Court Decision Unpredictable
MLUI/Carol Blundy | |
New barriers actively discourage beach walking in South Haven. |
But banning beach walking is such a departure from Michigan’s legal and cultural tradition that few attorneys believe the Supreme Court would make such a sweeping decision, particularly when there is a legally sound compromise.
“We’re hoping for a narrow decision that clarifies the law and defines the rights of citizens,” said Gail Gruenwald, an attorney and executive director of the Petoskey-based Tip of the Mitt Watershed Council.
The effect of the ruling will be profound. Should the court ban beach walking, it would effectively limit public access just to shoreline within state parks and other public lands.
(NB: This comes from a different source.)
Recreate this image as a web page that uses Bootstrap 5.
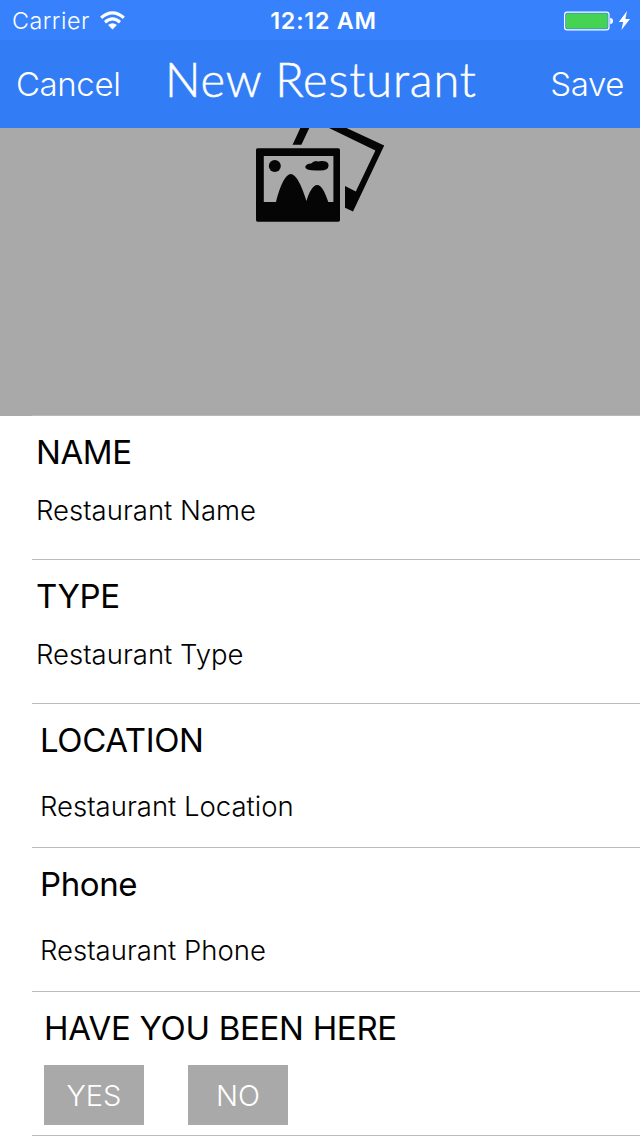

Another effect, one already being felt, will be a proliferation of new fences and “keep out” signs marring gorgeous scenery. The irony of this result is unmistakable. Some of the same shoreline owners who are nervous about strangers walking on the beach are already contending with neighbors who have erected unsightly fences to the water’s edge. Confrontations are occurring where none happened before. Morning beach walks are no longer so pleasant and in some areas — parts of Allegan County, for instance — are actively discouraged by new barriers.
The new fences signal that it’s not just ready access to the Great Lakes shoreline that’s at stake. If the state Supreme Court grants citizens the right to walk along the water’s edge, it would affirm something that most Michiganians regard as a birthright and resolve a conflict that, left unresolved, threatens to turn the Great Lakes coast into something it never was — a place of mistrust and unease.